Коротко в трех церквях. В Санта-Мария Маджоре я в первый раз был с матерью в anno santo[657] 1925 года; но не только поэтому я испытываю особую любовь к этой базилике. Тогда по великолепному мрамору ступал кардинал с большой свитой; сегодня алтарь был украшен по случаю пасхального посещения папы.
Я случайно наступил на одну из вделанных в пол плит и прочитал надпись:
Я не знал, что создатель всех этих церквей, фонтанов и дворцов погребен здесь. Рядом с ним покоятся его жена и двое сыновей. Один из тех, жизнью которых как художников и творческой энергией я любовался живее, чем их произведениями. Как Рубенс, он достиг в эстетическом существовании княжеского размаха. Шантелуп описывает пребывание Бернини в Париже Людовика XIV. Я был заражен его любовью к этому мастеру и также перенес ее на Пуссена, о котором он говорит с тем же воодушевлением. Это воздействие преисполненного любви описания.
В Санта-Прасседе[659]. Почти невозможно пройти по городу, чтобы не натолкнуться на какую-нибудь работу Бернини. Так и здесь на бюст епископа Сантони, творение молодости. Далее демонстрируется столб, к которому на время бичевания был привязан Христос. Кардинал Иоанн Колонна привез его из крестового похода. Он выглядит как ad hoc [660] уменьшенное изображение столба. Контактные реликвии продаются — поэтому он, чтобы предотвратить самообслуживание, выставлен в витрине. Доступ через украшенную великолепными мозаиками капеллу Дзено, которая была построена в начале IX века. Она называется Райским садиком; там всегда видишь погрузившихся в молитву.
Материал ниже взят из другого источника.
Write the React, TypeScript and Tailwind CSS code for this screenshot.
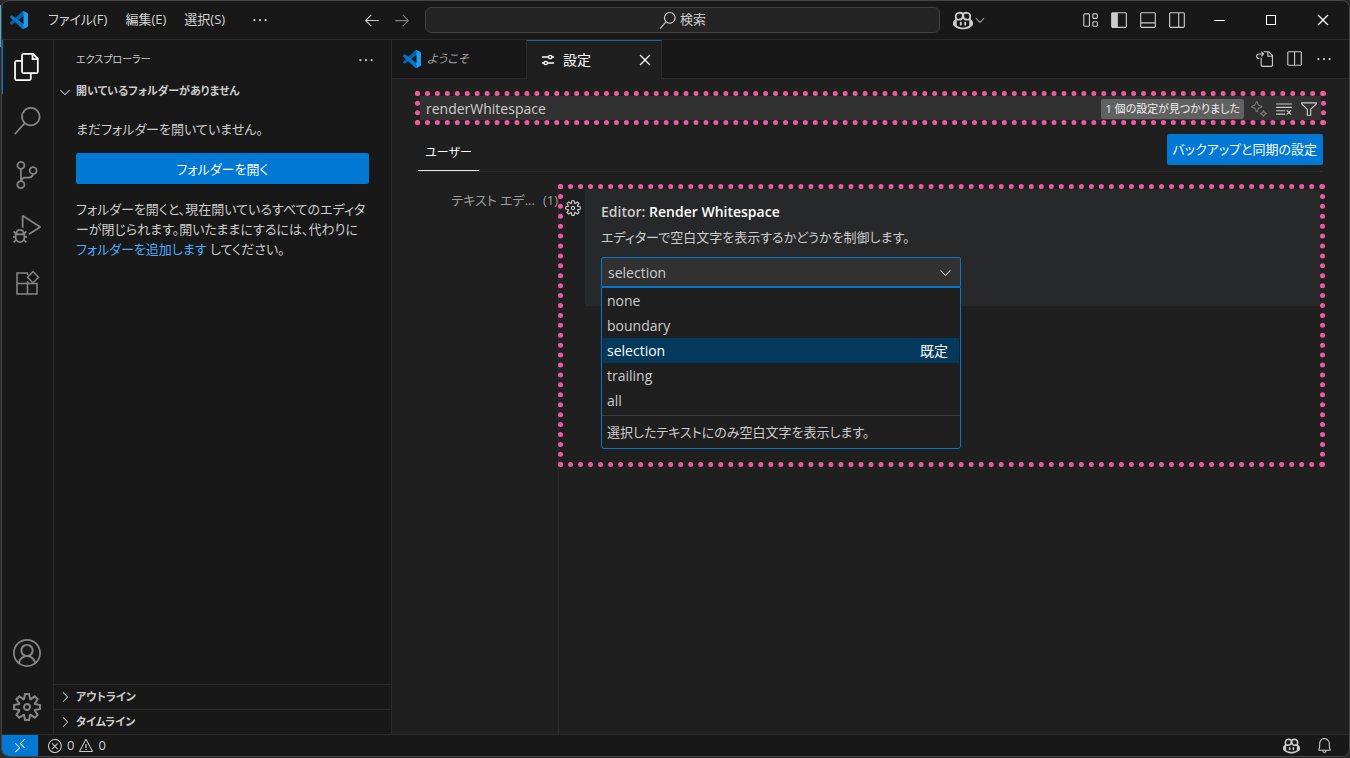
import type { ReactNode } from "react";
import {
  VscAccount,
  VscArrowLeft,
  VscArrowRight,
  VscBell,
  VscChevronDown,
  VscChevronRight,
  VscChromeClose,
  VscChromeMaximize,
  VscChromeMinimize,
  VscClearAll,
  VscCopilot,
  VscDebugAlt,
  VscEllipsis,
  VscError,
  VscFiles,
  VscFilter,
  VscGoToFile,
  VscLayout,
  VscLayoutPanelOff,
  VscLayoutSidebarLeft,
  VscLayoutSidebarRightOff,
  VscRemote,
  VscSearch,
  VscSettingsGear,
  VscGear,
  VscSourceControl,
  VscSparkle,
  VscSplitHorizontal,
  VscWarning,
} from "react-icons/vsc";

const options = ["none", "boundary", "selection", "trailing", "all"];

const Logo = () => (
  <svg viewBox="0 0 100 100" className="size-[18px] shrink-0">
    <path
      fill="#0065A9"
      d="M96.46 10.8L75.86.88C73.47-.27 70.62.21 68.75 2.08L1.3 63.58C-.52 65.24-.51 68.09 1.3 69.75L6.81 74.75C8.3 76.1 10.53 76.2 12.13 74.99L93.36 13.37C96.09 11.3 100 13.25 100 16.67V16.43C100 14.03 98.62 11.84 96.46 10.8Z"
    />
    <path
      fill="#007ACC"
      d="M96.46 89.2L75.86 99.12C73.47 100.27 70.62 99.79 68.75 97.92L1.3 36.42C-.52 34.76-.51 31.91 1.3 30.25L6.81 25.25C8.3 23.9 10.53 23.8 12.13 25.01L93.36 86.63C96.09 88.7 100 86.75 100 83.33V83.57C100 85.97 98.62 88.16 96.46 89.2Z"
    />
    <path
      fill="#1F9CF0"
      d="M75.86 99.13C73.47 100.27 70.62 99.79 68.75 97.92C71.06 100.22 75 98.59 75 95.33V4.67C75 1.41 71.06-.22 68.75 2.08C70.62.21 73.47-.27 75.86.87L96.46 10.78C98.62 11.82 100 14.01 100 16.41V83.59C100 85.99 98.62 88.18 96.46 89.22L75.86 99.13Z"
    />
  </svg>
);

// two sliders, used on the settings tab
const Sliders = () => (
  <svg viewBox="0 0 14 14" className="size-[14px]" fill="none" stroke="currentColor" strokeWidth="1.3">
    <path d="M1 4h6.5M11 4h2M1 10h2M6.5 10H13" />
    <circle cx="9.2" cy="4" r="1.7" />
    <circle cx="4.8" cy="10" r="1.7" />
  </svg>
);

// three joined squares with a tilted one at the top right
const Extensions = () => (
  <svg viewBox="0 0 28 28" className="size-7" fill="none" stroke="currentColor" strokeWidth="1.5">
    <path d="M15 4H4v21h20V14.5H4M14.5 12v13M14.5 4v2" />
    <path d="M20 2.5l5.5 5.8L20 14l-5.5-5.7z" />
  </svg>
);

const IconButton = ({ label, className = "", children }: { label: string; className?: string; children: ReactNode }) => (
  <button aria-label={label} className={`flex items-center justify-center ${className}`}>
    {children}
  </button>
);

const TitleBar = () => (
  <header className="flex h-[39px] shrink-0 items-center border-b border-[#2b2b2b] text-[#cccccc]">
    <div className="flex w-[423px] shrink-0 items-center pl-2">
      <Logo />
      <nav className="ml-5 flex flex-1 items-center gap-[18px] text-[13px] text-[#d4d4d4]">
        <button>ファイル(F)</button>
        <button>編集(E)</button>
        <button>選択(S)</button>
        <IconButton label="その他" className="ml-2">
          <VscEllipsis size={18} />
        </IconButton>
      </nav>
      <div className="flex gap-3 pr-[14px]">
        <IconButton label="戻る">
          <VscArrowLeft size={18} />
        </IconButton>
        <IconButton label="進む" className="text-[#7d7d7d]">
          <VscArrowRight size={18} />
        </IconButton>
      </div>
    </div>
    <button className="flex h-[26px] flex-1 items-center justify-center gap-1 rounded-md border border-[#424242] bg-[#242424] text-[13px]">
      <VscSearch size={17} />
      検索
    </button>
    <div className="flex w-[409px] shrink-0 items-center">
      <IconButton label="Copilot" className="ml-[13px]">
        <VscCopilot size={20} />
        <VscChevronDown size={14} />
      </IconButton>
      <div className="ml-auto flex items-center gap-[11px]">
        <IconButton label="レイアウトのカスタマイズ">
          <VscLayout size={18} />
        </IconButton>
        <IconButton label="サイドバー">
          <VscLayoutSidebarLeft size={18} />
        </IconButton>
        <IconButton label="パネル">
          <VscLayoutPanelOff size={18} />
        </IconButton>
        <IconButton label="セカンダリ サイドバー">
          <VscLayoutSidebarRightOff size={18} />
        </IconButton>
      </div>
      <div className="flex text-white">
        <IconButton label="最小化" className="ml-[7px] w-[52px]">
          <VscChromeMinimize size={16} />
        </IconButton>
        <IconButton label="最大化" className="w-[52px]">
          <VscChromeMaximize size={16} />
        </IconButton>
        <IconButton label="閉じる" className="w-[52px]">
          <VscChromeClose size={16} />
        </IconButton>
      </div>
    </div>
  </header>
);

const ActivityBar = () => (
  <aside className="flex w-[52px] shrink-0 flex-col border-r border-[#2b2b2b] text-[#868686]">
    <IconButton label="エクスプローラー" className="h-[54px] border-l border-[#0078d4] pr-[3px] text-white">
      <VscFiles size={28} />
    </IconButton>
    <IconButton label="検索" className="h-[54px] pr-[2px]">
      <VscSearch size={28} />
    </IconButton>
    <IconButton label="ソース管理" className="h-[54px] pr-[2px]">
      <VscSourceControl size={28} />
    </IconButton>
    <IconButton label="実行とデバッグ" className="h-[54px] pr-[2px]">
      <VscDebugAlt size={28} />
    </IconButton>
    <IconButton label="拡張機能" className="h-[54px] pr-[2px]">
      <Extensions />
    </IconButton>
    <IconButton label="アカウント" className="mt-auto h-[54px] pr-[2px]">
      <VscAccount size={28} />
    </IconButton>
    <IconButton label="管理" className="h-[54px] pr-[2px]">
      <VscSettingsGear size={28} />
    </IconButton>
  </aside>
);

const Sidebar = () => (
  <section className="flex w-[338px] shrink-0 flex-col border-r border-[#2b2b2b] text-[13px] text-[#cccccc]">
    <div className="flex h-[39px] items-center justify-between pr-4 pl-[22px]">
      <h2 className="text-[10px]">エクスプローラー</h2>
      <IconButton label="その他の操作">
        <VscEllipsis size={18} />
      </IconButton>
    </div>
    <button className="flex h-[25px] items-center gap-[3px] pl-[3px] text-[11px] font-bold">
      <VscChevronDown size={16} />
      開いているフォルダーがありません
    </button>
    <div className="flex flex-col px-[22px] leading-5">
      <p className="mt-[15px]">まだフォルダーを開いていません。</p>
      <button className="mt-[14px] h-[31px] rounded-[2px] bg-[#0078d4] text-white">フォルダーを開く</button>
      <p className="mt-[15px] break-all">
        フォルダーを開くと、現在開いているすべてのエディターが閉じられます。開いたままにするには、代わりに
        <a href="#" className="inline-block text-[#4daafc]">
          フォルダーを追加します
        </a>{" "}
        してください。
      </p>
    </div>
    <div className="mt-auto text-[11px] font-bold">
      <button className="flex h-[25px] w-full items-center gap-[3px] border-t border-[#2b2b2b] pl-[3px]">
        <VscChevronRight size={16} />
        アウトライン
      </button>
      <button className="flex h-[25px] w-full items-center gap-[3px] border-t border-[#2b2b2b] pl-[3px]">
        <VscChevronRight size={16} />
        タイムライン
      </button>
    </div>
  </section>
);

const Tabs = () => (
  <div className="flex h-[39px] shrink-0 bg-[#181818]">
    <button className="flex w-[135px] items-center gap-[6px] border-r border-b border-[#2b2b2b] pl-[11px] text-[12px] text-[#9d9d9d] italic">
      <Logo />
      ようこそ
    </button>
    <div className="flex w-[135px] items-center border-t border-r border-t-[#1b67a3] border-r-[#2b2b2b] bg-[#1f1f1f] pl-[14px] text-[14px] leading-5 text-white">
      <button className="flex items-center gap-2">
        <Sliders />
        設定
      </button>
      <IconButton label="タブを閉じる" className="mr-2 ml-auto">
        <VscChromeClose size={16} />
      </IconButton>
    </div>
    <div className="flex flex-1 items-center justify-end gap-3 border-b border-[#2b2b2b] pr-4 text-[#cccccc]">
      <IconButton label="設定 (JSON) を開く">
        <VscGoToFile size={18} />
      </IconButton>
      <IconButton label="エディターを分割">
        <VscSplitHorizontal size={18} />
      </IconButton>
      <IconButton label="その他の操作">
        <VscEllipsis size={18} />
      </IconButton>
    </div>
  </div>
);

const SearchBox = () => (
  <div className="mr-[23px] ml-[23px] flex h-[34px] items-center border-[5px] border-dotted border-[#ee5a9e] bg-[#313131] bg-clip-padding pt-px pr-[3px] pl-[6px] text-[#cccccc]">
    <input
      aria-label="設定の検索"
      defaultValue="renderWhitespace"
      className="min-w-0 flex-1 bg-transparent text-[14px] outline-none"
    />
    <span className="mr-[6px] rounded-[2px] bg-[#616161] px-1 text-[11px] leading-5 text-[#f0f0f0]">
      1 個の設定が見つかりました
    </span>
    <div className="flex gap-[7px]">
      <IconButton label="AI 検索" className="text-[#7a7a7a]">
        <VscSparkle size={18} />
      </IconButton>
      <IconButton label="検索をクリア">
        <VscClearAll size={18} />
      </IconButton>
      <IconButton label="フィルター">
        <VscFilter size={18} />
      </IconButton>
    </div>
  </div>
);

const RenderWhitespace = () => (
  <div className="ml-[22px] flex-1 bg-[#262829] pt-[13px] pr-4 pb-[19px] pl-4 text-[14px] text-[#cccccc]">
    <label htmlFor="render-whitespace" className="block leading-5 font-semibold">
      Editor: <span className="text-white">Render Whitespace</span>
    </label>
    <p className="mt-[5px] text-[13px] leading-5">エディターで空白文字を表示するかどうかを制御します。</p>
    <div className="relative mt-[10px] w-[360px]">
      <select
        id="render-whitespace"
        defaultValue="selection"
        className="block h-[30px] w-full appearance-none rounded-t-[2px] border border-[#0078d4] bg-[#313131] px-[6px]"
      >
        {options.map((name) => (
          <option key={name}>{name}</option>
        ))}
      </select>
      <VscChevronDown size={17} className="pointer-events-none absolute top-[7px] right-[7px]" />
      <div className="absolute top-full left-0 w-full rounded-b-[3px] border border-[#0078d4] bg-[#1f1f1f]">
        <ul role="listbox" aria-label="Render Whitespace" className="px-px pb-[2px]">
          {options.map((name) => (
            <li
              key={name}
              role="option"
              aria-selected={name === "selection"}
              className="flex h-[25px] items-center justify-between pr-[11px] pl-1 aria-selected:bg-[#04395e] aria-selected:text-white"
            >
              {name}
              {name === "selection" && <span>既定</span>}
            </li>
          ))}
        </ul>
        <p className="border-t border-[#3c3c3c] px-[5px] text-[13px] leading-8">
          選択したテキストにのみ空白文字を表示します。
        </p>
      </div>
    </div>
  </div>
);

const Editor = () => (
  <main className="flex min-w-0 flex-1 flex-col bg-[#1f1f1f]">
    <Tabs />
    <div className="flex flex-1 flex-col pt-3">
      <SearchBox />
      <div className="mr-[26px] ml-[26px] flex h-[47px] items-end justify-between border-b border-[#2b2b2b]">
        <button className="h-9 w-[61px] border-b border-[#e7e7e7] text-[12px] text-white">ユーザー</button>
        <button className="mb-[6px] h-[31px] rounded-[2px] bg-[#0078d4] px-[6px] text-[13px] text-white">
          バックアップと同期の設定
        </button>
      </div>
      <div className="flex flex-1 pt-3">
        <div className="flex w-[167px] shrink-0 justify-end gap-2 border-r border-[#2b2b2b] pt-[6px] text-[13px] leading-5 text-[#9d9d9d]">
          <a href="#">テキスト エデ...</a>
          <span>(1)</span>
        </div>
        <div className="mr-6 -ml-px flex h-[283px] flex-1 items-start border-[5px] border-dotted border-[#ee5a9e]">
          <IconButton label="その他の操作" className="-mr-[22px] mt-[10px] w-[22px] pr-[2px] text-[#cccccc]">
            <VscGear size={18} />
          </IconButton>
          <RenderWhitespace />
        </div>
      </div>
    </div>
  </main>
);

const StatusBar = () => (
  <footer className="flex h-[22px] shrink-0 items-center border-t border-[#2b2b2b] text-[13px] text-[#cccccc]">
    <IconButton label="リモート ウィンドウを開く" className="h-full w-9 bg-[#0078d4] text-white">
      <VscRemote size={16} />
    </IconButton>
    <button className="ml-[9px] flex items-center gap-1">
      <VscError size={16} />0
      <VscWarning size={16} />0
    </button>
    <div className="mr-4 ml-auto flex gap-4">
      <IconButton label="Copilot">
        <VscCopilot size={17} />
      </IconButton>
      <IconButton label="通知">
        <VscBell size={17} />
      </IconButton>
    </div>
  </footer>
);

export default function App() {
  return (
    <div className="flex h-screen bg-[#2a2a2a] pb-px font-['Open_Sans','Noto_Sans_CJK_JP',sans-serif] [font-feature-settings:'palt']">
      {/* sliver of the window behind */}
      <div className="mt-[5px] h-[42px] w-px bg-[#4aa9cf]" />
      <div className="flex h-full min-w-0 flex-1 flex-col overflow-hidden rounded-lg border border-[#454545] bg-[#181818]">
        <TitleBar />
        <div className="flex min-h-0 flex-1">
          <ActivityBar />
          <Sidebar />
          <Editor />
        </div>
        <StatusBar />
      </div>
    </div>
  );
}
Наконец в Санта-Пуденциана[661], одной из старейших церквей; фундамент ее лежит глубоко под сегодняшним уровнем. Внутри среди нового оформления сохранены колонны и часть кладки ранней базилики. Польский кардинал покоится in effigie[662] на своем саркофаге.
Wlodimirz Csachi
1834–1888
Перед алтарем две мощные, сооруженные каждая из трех барабанов, мраморные колонны: черная, серо-оливковая и красно-коричневая реки в белой, с розоватым отливом основной массе. Сразу у входа изображение бойни — одна женщина моет в источнике отсеченную голову, другая вытаскивает из груди трупа сердце. На заднем плане колесо и виселица, перед ними поле, устланное убитыми.